Problem description: Output the line that holds "Write a component", the line that holds "import React from 'react';", and every line between them, exactly, but none of the pictures.

Recorded information:
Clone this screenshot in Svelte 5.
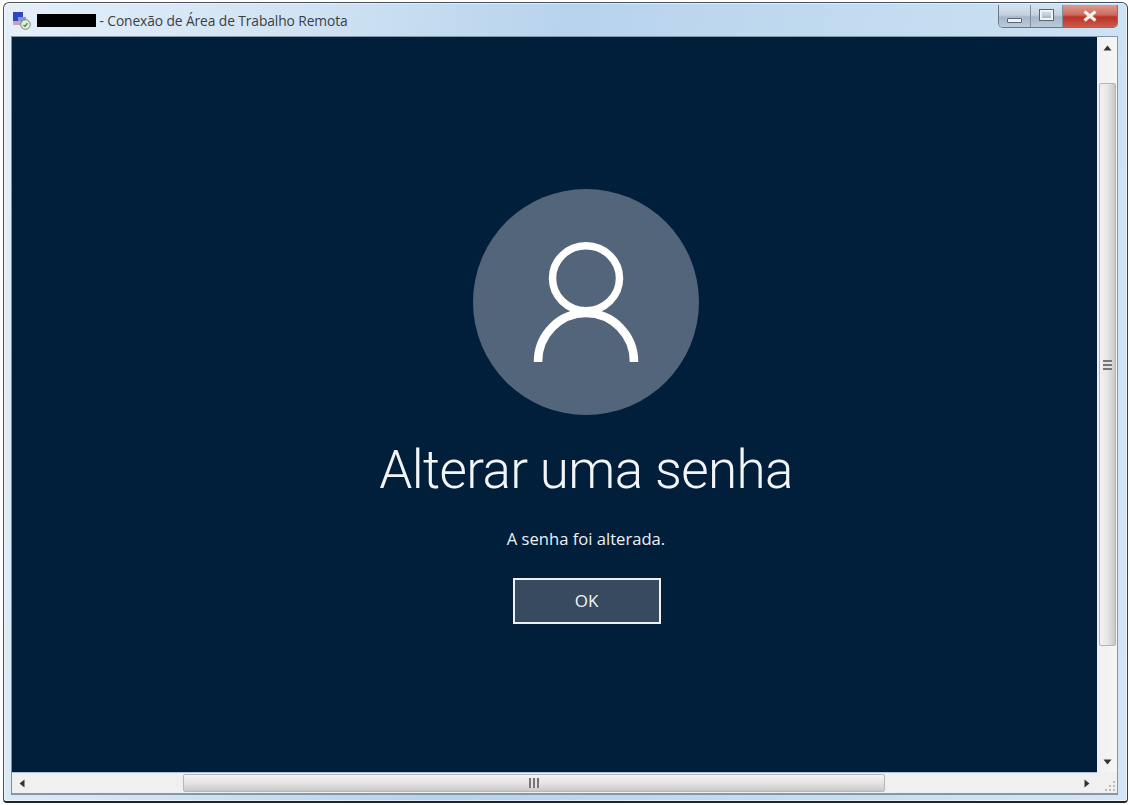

...

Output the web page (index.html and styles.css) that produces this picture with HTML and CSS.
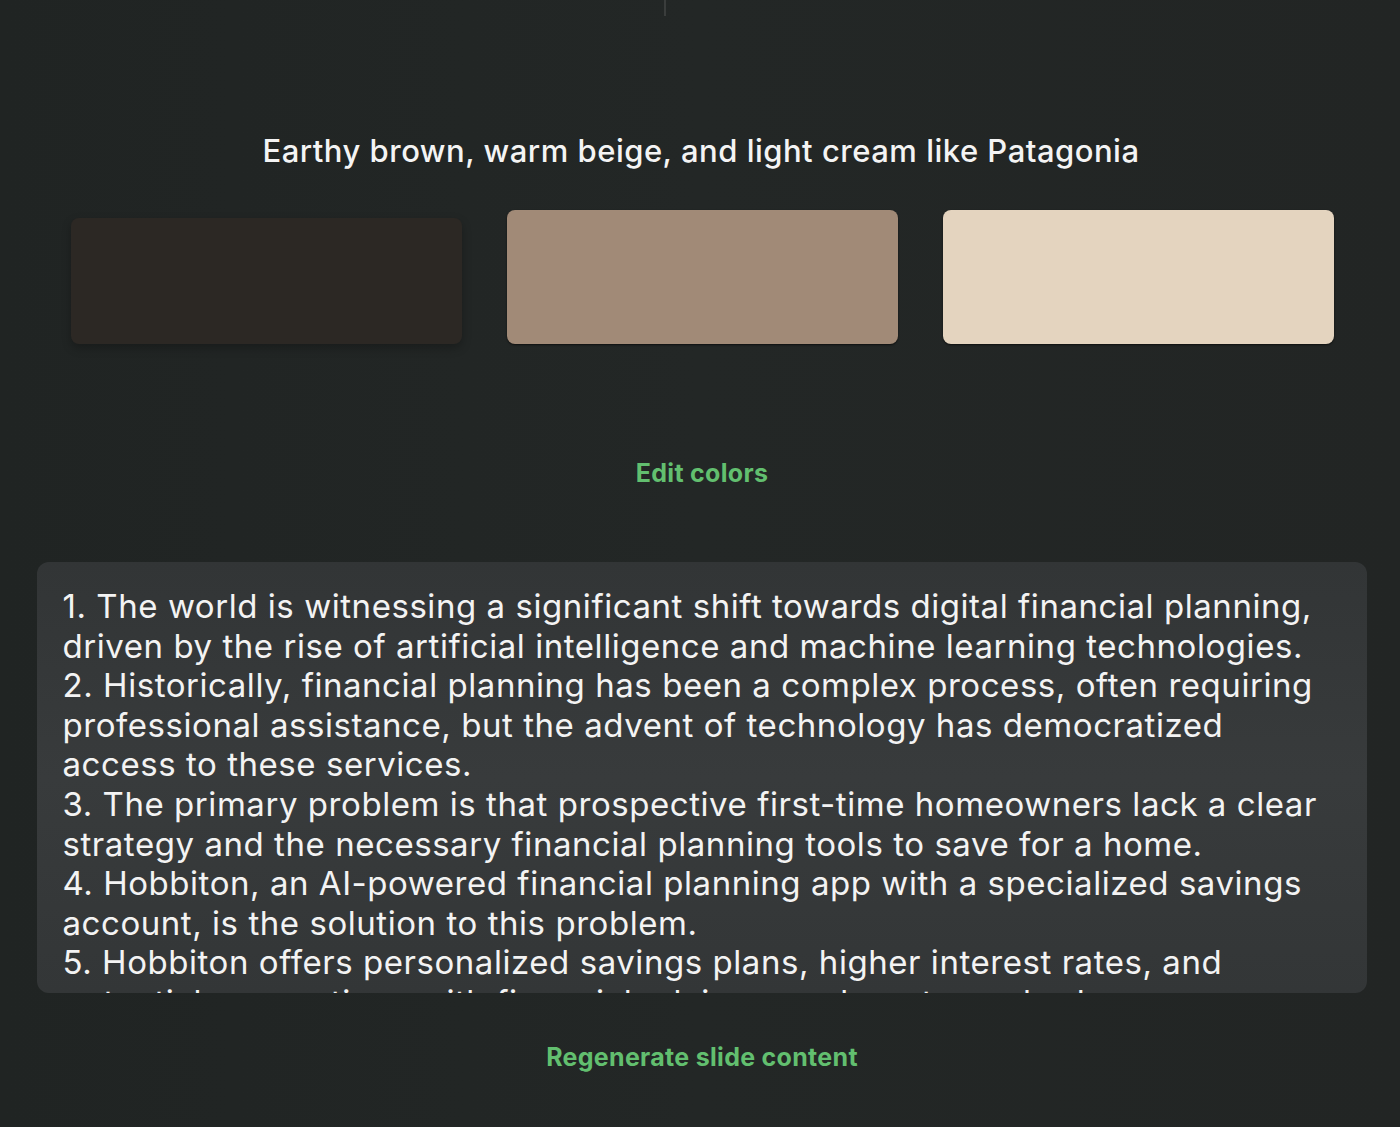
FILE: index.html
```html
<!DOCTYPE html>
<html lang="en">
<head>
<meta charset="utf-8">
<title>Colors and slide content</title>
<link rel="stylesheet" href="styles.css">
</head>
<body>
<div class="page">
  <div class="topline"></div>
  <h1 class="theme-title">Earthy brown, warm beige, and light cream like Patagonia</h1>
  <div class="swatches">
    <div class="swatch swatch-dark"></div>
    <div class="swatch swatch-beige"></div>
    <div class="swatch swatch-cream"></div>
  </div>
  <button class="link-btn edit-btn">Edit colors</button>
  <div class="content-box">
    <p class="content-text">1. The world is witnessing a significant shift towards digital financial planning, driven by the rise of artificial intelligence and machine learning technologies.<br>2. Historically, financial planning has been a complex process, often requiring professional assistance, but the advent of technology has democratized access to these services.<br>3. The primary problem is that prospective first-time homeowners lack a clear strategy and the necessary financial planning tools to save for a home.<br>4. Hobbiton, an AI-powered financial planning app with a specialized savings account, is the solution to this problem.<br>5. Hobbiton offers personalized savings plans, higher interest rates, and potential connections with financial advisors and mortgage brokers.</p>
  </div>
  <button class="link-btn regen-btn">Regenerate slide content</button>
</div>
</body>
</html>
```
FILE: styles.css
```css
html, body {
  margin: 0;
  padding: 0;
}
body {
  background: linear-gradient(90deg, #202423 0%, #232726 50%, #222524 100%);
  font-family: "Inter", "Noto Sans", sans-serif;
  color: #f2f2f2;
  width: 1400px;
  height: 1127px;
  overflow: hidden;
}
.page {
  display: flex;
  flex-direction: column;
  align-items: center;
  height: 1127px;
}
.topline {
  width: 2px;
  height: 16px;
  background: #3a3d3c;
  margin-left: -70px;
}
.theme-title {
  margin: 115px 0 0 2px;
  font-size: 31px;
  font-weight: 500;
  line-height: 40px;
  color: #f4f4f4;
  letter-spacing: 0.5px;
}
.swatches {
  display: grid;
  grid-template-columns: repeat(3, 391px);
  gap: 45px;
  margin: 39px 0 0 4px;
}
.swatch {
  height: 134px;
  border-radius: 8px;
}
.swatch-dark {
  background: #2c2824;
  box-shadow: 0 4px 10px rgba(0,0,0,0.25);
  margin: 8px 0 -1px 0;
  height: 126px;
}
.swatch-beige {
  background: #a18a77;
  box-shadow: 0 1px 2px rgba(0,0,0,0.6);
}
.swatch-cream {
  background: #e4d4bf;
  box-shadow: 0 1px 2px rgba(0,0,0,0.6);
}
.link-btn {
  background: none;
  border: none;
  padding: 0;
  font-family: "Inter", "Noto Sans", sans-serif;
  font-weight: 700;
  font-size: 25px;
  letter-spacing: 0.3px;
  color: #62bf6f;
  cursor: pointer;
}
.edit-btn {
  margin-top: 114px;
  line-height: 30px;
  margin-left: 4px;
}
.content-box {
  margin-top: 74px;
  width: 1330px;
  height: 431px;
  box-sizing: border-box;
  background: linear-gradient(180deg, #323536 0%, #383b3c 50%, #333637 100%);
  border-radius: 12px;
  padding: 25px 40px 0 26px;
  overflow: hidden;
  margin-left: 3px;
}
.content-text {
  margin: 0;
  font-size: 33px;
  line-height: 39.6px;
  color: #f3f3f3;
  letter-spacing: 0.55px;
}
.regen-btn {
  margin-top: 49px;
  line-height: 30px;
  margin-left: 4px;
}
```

---

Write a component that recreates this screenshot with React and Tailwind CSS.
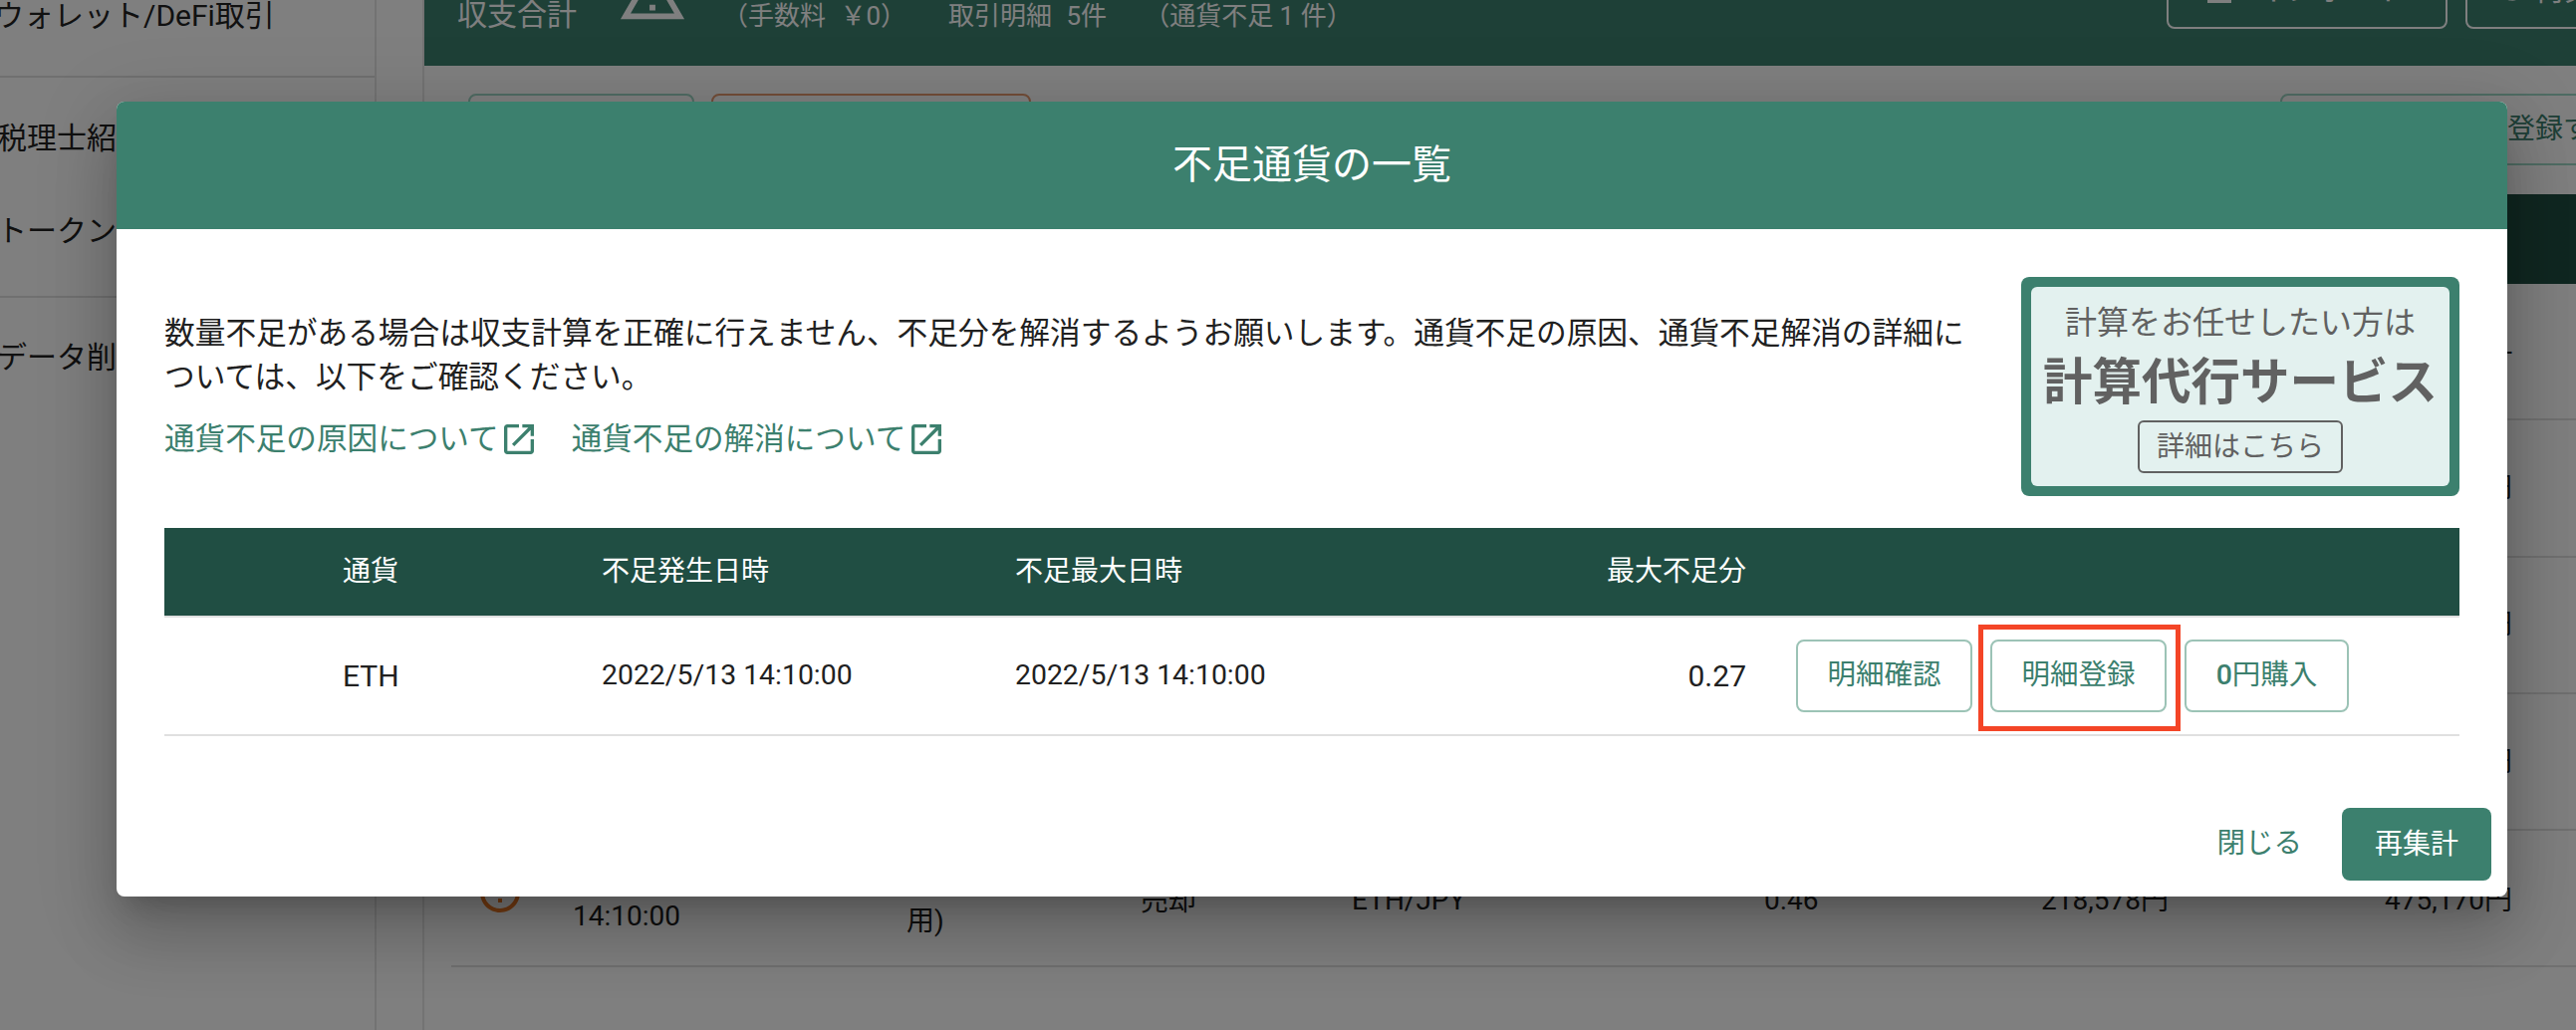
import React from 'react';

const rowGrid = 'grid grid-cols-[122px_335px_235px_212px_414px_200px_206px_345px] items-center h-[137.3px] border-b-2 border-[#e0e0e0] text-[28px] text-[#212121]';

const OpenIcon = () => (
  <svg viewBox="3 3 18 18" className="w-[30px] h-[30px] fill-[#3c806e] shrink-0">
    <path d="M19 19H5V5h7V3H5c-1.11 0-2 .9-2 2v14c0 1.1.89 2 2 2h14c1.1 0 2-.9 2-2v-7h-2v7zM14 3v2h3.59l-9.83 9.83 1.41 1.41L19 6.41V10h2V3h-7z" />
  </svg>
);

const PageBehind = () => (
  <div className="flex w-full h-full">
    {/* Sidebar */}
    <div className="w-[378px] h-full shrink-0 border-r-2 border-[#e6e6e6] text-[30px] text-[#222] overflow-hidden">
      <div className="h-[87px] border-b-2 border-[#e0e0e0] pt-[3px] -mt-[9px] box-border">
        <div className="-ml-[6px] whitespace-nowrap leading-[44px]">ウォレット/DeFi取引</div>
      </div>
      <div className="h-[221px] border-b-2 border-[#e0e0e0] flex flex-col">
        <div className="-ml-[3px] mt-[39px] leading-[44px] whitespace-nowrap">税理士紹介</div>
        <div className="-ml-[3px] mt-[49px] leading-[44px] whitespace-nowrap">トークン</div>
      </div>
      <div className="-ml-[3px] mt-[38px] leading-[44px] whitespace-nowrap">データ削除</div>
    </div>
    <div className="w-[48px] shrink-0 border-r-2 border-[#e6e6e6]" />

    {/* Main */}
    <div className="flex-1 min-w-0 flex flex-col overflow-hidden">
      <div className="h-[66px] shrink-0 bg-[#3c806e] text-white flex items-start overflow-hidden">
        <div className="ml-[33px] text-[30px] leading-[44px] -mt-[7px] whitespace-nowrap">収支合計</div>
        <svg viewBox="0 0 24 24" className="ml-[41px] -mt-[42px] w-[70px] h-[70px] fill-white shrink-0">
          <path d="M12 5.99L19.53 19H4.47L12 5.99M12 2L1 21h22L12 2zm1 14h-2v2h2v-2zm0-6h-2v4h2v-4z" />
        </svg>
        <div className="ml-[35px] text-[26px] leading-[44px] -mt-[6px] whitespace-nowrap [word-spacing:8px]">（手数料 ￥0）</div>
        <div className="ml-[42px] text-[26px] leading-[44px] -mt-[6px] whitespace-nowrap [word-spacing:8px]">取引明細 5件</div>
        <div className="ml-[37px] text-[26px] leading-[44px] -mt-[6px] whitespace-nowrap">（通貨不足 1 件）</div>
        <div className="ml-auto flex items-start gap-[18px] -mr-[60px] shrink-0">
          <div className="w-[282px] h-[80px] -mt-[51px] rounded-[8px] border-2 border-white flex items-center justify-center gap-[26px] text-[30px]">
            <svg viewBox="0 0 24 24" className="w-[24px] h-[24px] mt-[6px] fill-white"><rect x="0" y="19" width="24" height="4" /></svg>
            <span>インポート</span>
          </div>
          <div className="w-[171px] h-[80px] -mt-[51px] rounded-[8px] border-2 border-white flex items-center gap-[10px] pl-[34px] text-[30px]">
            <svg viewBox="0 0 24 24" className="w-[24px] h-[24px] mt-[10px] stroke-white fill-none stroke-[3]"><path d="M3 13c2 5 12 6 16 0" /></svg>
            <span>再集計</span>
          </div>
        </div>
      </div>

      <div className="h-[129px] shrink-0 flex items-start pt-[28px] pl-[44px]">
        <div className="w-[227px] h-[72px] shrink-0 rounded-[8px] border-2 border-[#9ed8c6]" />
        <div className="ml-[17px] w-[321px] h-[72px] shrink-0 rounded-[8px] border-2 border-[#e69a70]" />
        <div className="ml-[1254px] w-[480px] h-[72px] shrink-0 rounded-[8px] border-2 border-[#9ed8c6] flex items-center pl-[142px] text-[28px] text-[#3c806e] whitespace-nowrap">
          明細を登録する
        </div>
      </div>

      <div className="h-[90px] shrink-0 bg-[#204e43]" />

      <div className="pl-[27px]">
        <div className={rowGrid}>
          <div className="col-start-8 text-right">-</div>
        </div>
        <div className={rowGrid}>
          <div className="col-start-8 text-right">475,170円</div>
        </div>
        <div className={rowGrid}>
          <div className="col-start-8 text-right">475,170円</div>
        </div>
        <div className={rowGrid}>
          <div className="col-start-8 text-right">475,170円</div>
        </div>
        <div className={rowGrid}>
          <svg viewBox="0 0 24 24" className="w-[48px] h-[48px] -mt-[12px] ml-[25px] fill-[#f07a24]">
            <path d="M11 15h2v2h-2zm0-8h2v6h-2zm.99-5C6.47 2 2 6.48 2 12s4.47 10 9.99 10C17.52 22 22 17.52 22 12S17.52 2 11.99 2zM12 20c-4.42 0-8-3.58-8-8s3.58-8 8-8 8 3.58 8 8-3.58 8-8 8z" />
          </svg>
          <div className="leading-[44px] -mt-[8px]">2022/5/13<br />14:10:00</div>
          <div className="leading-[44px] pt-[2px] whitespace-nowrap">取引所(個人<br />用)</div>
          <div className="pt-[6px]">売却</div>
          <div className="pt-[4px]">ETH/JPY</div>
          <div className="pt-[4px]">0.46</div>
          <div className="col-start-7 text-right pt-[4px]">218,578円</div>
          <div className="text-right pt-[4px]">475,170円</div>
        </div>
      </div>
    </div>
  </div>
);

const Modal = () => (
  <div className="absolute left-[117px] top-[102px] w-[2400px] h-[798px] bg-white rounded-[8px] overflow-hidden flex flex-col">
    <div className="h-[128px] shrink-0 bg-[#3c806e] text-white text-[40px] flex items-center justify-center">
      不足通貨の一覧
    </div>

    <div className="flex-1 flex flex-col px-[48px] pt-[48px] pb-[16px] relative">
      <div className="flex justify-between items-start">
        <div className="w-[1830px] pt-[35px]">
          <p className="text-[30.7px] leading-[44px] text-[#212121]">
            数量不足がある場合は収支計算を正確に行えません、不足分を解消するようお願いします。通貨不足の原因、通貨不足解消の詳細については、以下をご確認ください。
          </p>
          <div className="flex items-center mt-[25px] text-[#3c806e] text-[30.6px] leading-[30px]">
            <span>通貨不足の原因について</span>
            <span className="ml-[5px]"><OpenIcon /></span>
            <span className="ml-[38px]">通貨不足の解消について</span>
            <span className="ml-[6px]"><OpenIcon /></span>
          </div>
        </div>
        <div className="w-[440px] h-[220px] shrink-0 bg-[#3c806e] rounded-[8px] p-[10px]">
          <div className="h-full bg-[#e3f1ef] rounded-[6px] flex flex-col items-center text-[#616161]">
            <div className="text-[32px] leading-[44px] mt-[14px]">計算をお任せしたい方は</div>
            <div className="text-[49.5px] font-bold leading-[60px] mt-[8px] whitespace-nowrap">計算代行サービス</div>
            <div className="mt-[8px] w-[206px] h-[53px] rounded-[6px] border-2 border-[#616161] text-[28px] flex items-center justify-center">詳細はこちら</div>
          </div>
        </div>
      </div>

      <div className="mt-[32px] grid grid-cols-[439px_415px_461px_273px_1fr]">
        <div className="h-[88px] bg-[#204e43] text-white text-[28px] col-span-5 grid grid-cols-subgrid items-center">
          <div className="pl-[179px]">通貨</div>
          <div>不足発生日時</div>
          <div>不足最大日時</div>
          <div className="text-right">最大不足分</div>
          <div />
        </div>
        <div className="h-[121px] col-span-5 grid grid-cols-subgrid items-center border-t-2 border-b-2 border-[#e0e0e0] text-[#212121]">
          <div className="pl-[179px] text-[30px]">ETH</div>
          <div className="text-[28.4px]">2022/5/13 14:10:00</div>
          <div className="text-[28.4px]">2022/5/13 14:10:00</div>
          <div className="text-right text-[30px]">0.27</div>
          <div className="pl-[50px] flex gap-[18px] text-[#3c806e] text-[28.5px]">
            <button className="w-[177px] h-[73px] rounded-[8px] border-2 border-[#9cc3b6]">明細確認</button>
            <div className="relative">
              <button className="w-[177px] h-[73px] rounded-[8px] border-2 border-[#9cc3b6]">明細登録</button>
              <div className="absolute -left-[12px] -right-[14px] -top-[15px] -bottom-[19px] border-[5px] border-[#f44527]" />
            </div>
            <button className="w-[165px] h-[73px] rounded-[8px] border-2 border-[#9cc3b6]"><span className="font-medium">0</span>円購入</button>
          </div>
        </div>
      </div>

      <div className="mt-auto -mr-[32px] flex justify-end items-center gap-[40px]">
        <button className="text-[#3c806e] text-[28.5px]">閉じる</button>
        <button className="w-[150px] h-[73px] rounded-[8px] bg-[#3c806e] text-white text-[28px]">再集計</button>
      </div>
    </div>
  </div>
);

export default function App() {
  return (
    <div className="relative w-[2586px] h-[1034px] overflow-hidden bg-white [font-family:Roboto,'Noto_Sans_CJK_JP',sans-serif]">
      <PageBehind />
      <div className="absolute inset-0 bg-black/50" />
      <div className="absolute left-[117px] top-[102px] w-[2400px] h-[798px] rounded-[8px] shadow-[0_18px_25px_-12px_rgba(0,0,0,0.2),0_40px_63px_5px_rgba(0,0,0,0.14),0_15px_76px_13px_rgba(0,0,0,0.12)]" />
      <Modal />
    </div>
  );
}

Solution to this task:
Write a component that recreates this screenshot with React and Tailwind CSS.
import React from 'react';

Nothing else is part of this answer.